Chasing After the Heart of God
Three years ago, my husband and I began the long journey of adopting our son, Cooper, from Rwanda. It was a lengthy, costly journey to fill that bed with our child. In May of 2011, a picture showed up in our inbox. It was the first sight of our son. It was one of the best days of our lives, because for a year and a half we had been fighting to get this child. And on that day he was finally ours.
For nearly four years that little boy watched almost every one of his friends leave with moms and dads, but no one came for him. The day I saw the picture I wondered if he knew—I wondered if he knew he finally had a mom and a dad—that he finally had a family.
I knew God had a plan for this boy from before he was born. Much like another man I’ve been studying a lot about lately.
In the Bible, David was a wild, passionate warrior king, whose own messy story I had heard and whose psalms I had read a thousand times, but when I began to look a bit more closely at the life of this man, something about the way he related to God just blew me away. Yes, David committed murder and adultery—he was no missionary or priest. I saw this man as both completely sold out for God and completely broken. He was in love with God, and he lived with an acute awareness of his need for Him. His view of God was so big. David actually believed God was real and he lived like it.
The closer I have gotten to the life of this man, David, the more my ideas of what God wants from me have been shattered. David had one life and two eyes and one heart, just like me, but they were all laser-focused on the heart of his God…my God. David was in love with Him.
Yes, David sinned and wrestled, just like me. But while he was not so concerned about appearing godly, he was terribly concerned about knowing God. He was a man who saw past his circumstances, past himself, past this life to the heart of God. David chased after God’s heart. And I think as a generation of women, we are longing to do the same.
Unfortunately, we all are chasing things other than God. But when you look into the life of someone chasing God Himself, God alone, you start craving Him too. I want a life like David’s, brave and dependent and full of worship. He had a relationship with God unlike any other in the Scripture and, honestly, unlike any other I’ve ever seen. I want to know God like he did. I want to trust God like he did.
The reason David was a man after God’s own heart wasn’t because he was perfect. The reason he was a man after God’s own heart is that he always came back. His desire to return to God was always greater than his desire to run away. David spent his life chasing God. He was defined by God and he lived courageously and obedient. He feared God more than people. He believed and followed God even when the cost was great. And when he messed up, he ran back to God. He is an imperfect example of a person who really went after God.
But God was real to David because God made himself real to David. See, the beauty of the gospel is not that we have to do a whole list of things to do in order to get back to God every new day we get up. To feel like we have to strive everyday—that’s not good news.
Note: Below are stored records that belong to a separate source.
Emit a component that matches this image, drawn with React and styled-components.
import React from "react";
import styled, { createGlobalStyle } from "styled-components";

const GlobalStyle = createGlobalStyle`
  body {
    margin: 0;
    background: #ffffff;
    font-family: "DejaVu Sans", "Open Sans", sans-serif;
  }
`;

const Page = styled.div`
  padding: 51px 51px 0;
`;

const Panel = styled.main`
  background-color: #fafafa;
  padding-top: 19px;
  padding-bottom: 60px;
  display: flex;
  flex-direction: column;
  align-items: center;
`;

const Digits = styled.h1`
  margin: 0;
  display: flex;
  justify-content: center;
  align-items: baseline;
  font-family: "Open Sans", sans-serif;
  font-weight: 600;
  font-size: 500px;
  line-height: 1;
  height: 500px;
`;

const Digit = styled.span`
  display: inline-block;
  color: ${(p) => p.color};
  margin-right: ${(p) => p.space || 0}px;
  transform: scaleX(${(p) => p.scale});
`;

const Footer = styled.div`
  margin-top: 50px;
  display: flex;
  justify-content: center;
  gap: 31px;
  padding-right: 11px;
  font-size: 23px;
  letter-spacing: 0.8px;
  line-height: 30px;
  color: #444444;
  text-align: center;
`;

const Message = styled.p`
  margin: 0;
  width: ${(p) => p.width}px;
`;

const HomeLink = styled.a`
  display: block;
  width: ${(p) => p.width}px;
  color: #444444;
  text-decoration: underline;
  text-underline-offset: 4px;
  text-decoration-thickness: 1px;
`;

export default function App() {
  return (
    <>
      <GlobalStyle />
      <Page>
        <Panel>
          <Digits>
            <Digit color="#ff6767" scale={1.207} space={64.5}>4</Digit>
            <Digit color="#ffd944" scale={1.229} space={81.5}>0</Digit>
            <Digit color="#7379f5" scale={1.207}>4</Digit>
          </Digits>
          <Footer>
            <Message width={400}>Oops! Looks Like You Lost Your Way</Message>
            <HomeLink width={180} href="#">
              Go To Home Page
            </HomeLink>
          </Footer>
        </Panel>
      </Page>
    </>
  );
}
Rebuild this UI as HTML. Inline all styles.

That’s a life that never fulfills us and we never quite measure up. But God has chased us down through Jesus.
The gospel does not teach a religion that says, “When you feel distant from God, do these things, and you will feel better.” The gospel says, “When you feel distant from God, someone else has already made the solution for you”—this is what Jesus did.
Ephesians 1:4-5 Paul says, “He chose us in Him before the foundation of the world, that we should be holy and blameless before him. In love, he predestined us for adoption as sons through Jesus Christ.”
I found out later that in that first picture of Cooper we were sent, that he didn’t know he had been adopted into our family. In fact, the day he met us he still didn’t know. After we left, they told him, “That was your new mom and dad.” Everything was legal for weeks before he knew. He was ours but he had no idea it was settled and done. And some days he still is getting his head that we are his forever—that we are his parents. It’s too much to take in.
In the same way, we were chosen by God—adopted forever, children of the living God. It can be too much to take in, too much to get our head around. So most of the time we live like it’s not all true.
Above all, God wants us—he wants us to love him so completely. And the only right response of a people who have been chased down, like David, is that we start chasing after the things he chases after. We chase after Him.
We are Cooper’s mom and dad, and he still has to get his head around that. It is done. It’s completely true. It is not going to change. And if you believe in Jesus Christ as your Lord and Savior, your sins are forgiven, and you are in relationship with God. But do you have your head around that today? He is going to keep growing it more and more. And day after day, he is continually hunting you down until you know it in the depths of your being.
Cooper is honestly a mess—he is a busy 5-year-old boy who was raised in an orphanage. He gets in trouble and needs more parenting than my other kids all put together, but I adore him. He is my son. No matter how imperfect he is, it will never change the fact that I am his and he is mine and that I love him so much that I can’t stand it. We traveled across an ocean and emptied our savings account because we had to get our boy. It’s a great story.
But God wrote an eternal story where he suffered and died. He reached through heaven and hell and made a space in us. He wrote eternity into our hearts so we would remember what we were made for—we were made for him. God chased us down.